И, наконец, логичный итог этого пути во тьму. Хладнокровное, вероломное убийство главы союзного Рода. Барон Шуйский, оплот порядка в тех землях, был устранен. И этот акт, отбросивший провинцию на грань полномасштабной войны, был закономерным проявлением хаоса, который всегда следует за ересью. Чернокнижник Рокотов, опьяненный своей новой силой, начал пожирать мир вокруг себя, сея смерть и раздор.
Политика? Интриги Орловых, о которых намекал в своем отчете осторожный Вяземский? Это все пена, рябь на воде. Валериус смотрел глубже, в самую суть. Он видел борьбу Порядка и Хаоса. И этот барон Рокотов был опухолью. Метастазом, который, если его не вырезать немедленно, даст новые ростки по всему телу Империи.

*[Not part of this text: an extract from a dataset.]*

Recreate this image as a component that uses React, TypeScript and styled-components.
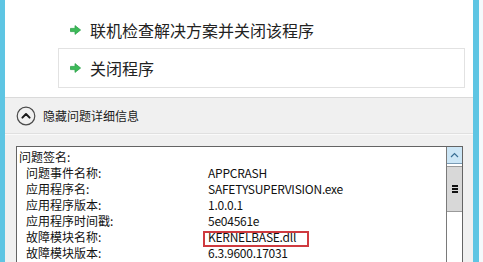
import React from "react";
import styled, { createGlobalStyle } from "styled-components";

const GlobalStyle = createGlobalStyle`
  html, body {
    margin: 0;
    padding: 0;
    background: #ffffff;
    overflow: hidden;
  }
  body {
    font-family: "Noto Sans CJK SC", "Noto Sans", sans-serif;
  }
`;

const Frame = styled.div`
  width: 483px;
  height: 262px;
  display: flex;
  overflow: hidden;
`;

const Edge = styled.div<{ w: number }>`
  width: ${(p) => p.w}px;
  flex-shrink: 0;
  background: #5ec5e3;
`;

const EdgeGap = styled.div`
  width: 4px;
  flex-shrink: 0;
  background: #f4f9fb;
`;

const Body = styled.div`
  flex: 1;
  display: flex;
  flex-direction: column;
`;

const TopPanel = styled.div`
  height: 98px;
  background: #ffffff;
  border-bottom: 1px solid #dadada;
  padding: 8px 8px 0 53px;
  box-sizing: border-box;
  display: flex;
  flex-direction: column;
`;

const Option = styled.div<{ framed?: boolean }>`
  height: 40px;
  display: flex;
  align-items: center;
  gap: 9px;
  padding-left: 11px;
  box-sizing: border-box;
  border: 1px solid ${(p) => (p.framed ? "#e2e2e2" : "transparent")};
  font-size: 16px;
  color: #222;
  padding-top: ${(p) => (p.framed ? "0" : "3px")};
`;

const BottomPanel = styled.div`
  flex: 1;
  background: #f0f0f0;
  display: flex;
  flex-direction: column;
`;

const Toggle = styled.div`
  height: 35px;
  display: flex;
  align-items: center;
  gap: 7px;
  padding-left: 11px;
  border-bottom: 1px solid #e0e0e0;
  box-shadow: 0 1px 0 #fafafa;
  font-size: 12px;
  color: #1a1a1a;
`;

const DetailsBox = styled.div`
  margin: 12px 10px 0 11px;
  flex: 1;
  background: #ffffff;
  border: 1px solid #646464;
  border-bottom: none;
  display: flex;
  overflow: hidden;
`;

const Rows = styled.div`
  flex: 1;
  padding: 2px 0 0 2px;
  font-size: 12px;
  color: #111;
`;

const Row = styled.div<{ indent?: boolean }>`
  height: 16px;
  line-height: 16px;
  display: grid;
  grid-template-columns: 182px 1fr;
  padding-left: ${(p) => (p.indent ? "7px" : "0")};
`;

const Value = styled.span<{ boxed?: boolean }>`
  position: relative;
  white-space: nowrap;
  justify-self: start;
  letter-spacing: -0.25px;
  ${(p) =>
    p.boxed
      ? `
    &::after {
      content: "";
      position: absolute;
      left: -5px;
      top: 2px;
      width: 102px;
      height: 12px;
      border: 2px solid #cf3a3f;
    }
  `
      : ""}
`;

const ScrollBar = styled.div`
  width: 15px;
  border-left: 1px solid #7a7a7a;
  display: flex;
  flex-direction: column;
  background: #ffffff;
`;

const UpButton = styled.div`
  height: 16px;
  background: #cce6f6;
  border-bottom: 1px solid #7a9bb5;
  display: flex;
  align-items: center;
  justify-content: center;
`;

const Thumb = styled.div`
  margin-top: 2px;
  height: 44px;
  background: #d8d8d8;
  border-top: 1px solid #9a9a9a;
  border-bottom: 1px solid #9a9a9a;
  display: flex;
  align-items: center;
  justify-content: center;
`;

const Grip = styled.div`
  width: 6px;
  height: 8px;
  background: repeating-linear-gradient(
    to bottom,
    #111 0px,
    #111 1.6px,
    transparent 1.6px,
    transparent 3px
  );
`;

const GreenArrow = () => (
  <svg width="11" height="10" viewBox="0 0 11 10">
    <path
      d="M0.5 3.4 H5 V0.6 L10.6 5 L5 9.4 V6.6 H0.5 Z"
      fill="#3dbb59"
      stroke="#2fa24b"
      strokeWidth="0.8"
      strokeLinejoin="round"
    />
  </svg>
);

const CircleUp = () => (
  <svg width="20" height="20" viewBox="0 0 20 20">
    <circle cx="10" cy="10" r="8.8" fill="none" stroke="#4a4a4a" strokeWidth="1.2" />
    <path
      d="M6.4 11.6 L10 8 L13.6 11.6"
      fill="none"
      stroke="#1a1a1a"
      strokeWidth="2"
      strokeLinecap="round"
      strokeLinejoin="round"
    />
  </svg>
);

const SmallUp = () => (
  <svg width="9" height="6" viewBox="0 0 9 6">
    <path d="M1 5 L4.5 1.5 L8 5" fill="none" stroke="#3a6f95" strokeWidth="1.2" />
  </svg>
);

const details: [string, string][] = [
  ["问题事件名称:", "APPCRASH"],
  ["应用程序名:", "SAFETYSUPERVISION.exe"],
  ["应用程序版本:", "1.0.0.1"],
  ["应用程序时间戳:", "5e04561e"],
  ["故障模块名称:", "KERNELBASE.dll"],
  ["故障模块版本:", "6.3.9600.17031"],
];

export default function App() {
  return (
    <Frame>
      <GlobalStyle />
      <Edge w={5} />
      <Body>
        <TopPanel>
          <Option>
            <GreenArrow />
            联机检查解决方案并关闭该程序
          </Option>
          <Option framed>
            <GreenArrow />
            关闭程序
          </Option>
        </TopPanel>
        <BottomPanel>
          <Toggle>
            <CircleUp />
            隐藏问题详细信息
          </Toggle>
          <DetailsBox>
            <Rows>
              <Row>
                <span>问题签名:</span>
                <span />
              </Row>
              {details.map(([label, value]) => (
                <Row indent key={label}>
                  <span>{label}</span>
                  <Value boxed={value === "KERNELBASE.dll"}>{value}</Value>
                </Row>
              ))}
            </Rows>
            <ScrollBar>
              <UpButton>
                <SmallUp />
              </UpButton>
              <Thumb>
                <Grip />
              </Thumb>
            </ScrollBar>
          </DetailsBox>
        </BottomPanel>
      </Body>
      <Edge w={6} />
      <EdgeGap />
    </Frame>
  );
}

Валериус отодвинул от себя пергаменты. Решение было принято. В уголках его тонких губ залегло подобие удовлетворения. Это не будет карательная экспедиция, устроенная по прихоти обиженных лордов. Акт очищения.
Он поднялся и подошел к маленькому алтарю в углу кельи, где стоял единственный символ его веры — простой железный меч, пронзающий весы. Он коснулся холодного металла.
— Воля твоя свершится, — прошептал он, обращаясь не то к своему богу, не то к своему Императору.
Он, Валериус, станет этой волей. Он еще не знал, и не мог знать, что идеальный инструмент тем и хорош, что ему все равно, чья рука сжимает его рукоять. И его собственная рука уже давно покоилась в чужой, невидимой перчатке.
Походный лагерь Инквизиции двигался на север, подобно медленно ползущей тени. Черные шатры, черные доспехи гвардии, молчаливые, сосредоточенные лица. Все в этом лагере было подчинено единой воле, единой цели, и эта воля была сосредоточена в центральном шатре.
Внутри шатер был так же аскетичен, как и монастырская келья Валериуса. Железная походная кровать, складной стол, заваленный картами и свитками, да пара грубых табуретов. Единственным живым существом, кроме самого Инквизитора, здесь был его личный секретарь и архивариус — Брат Иеремия.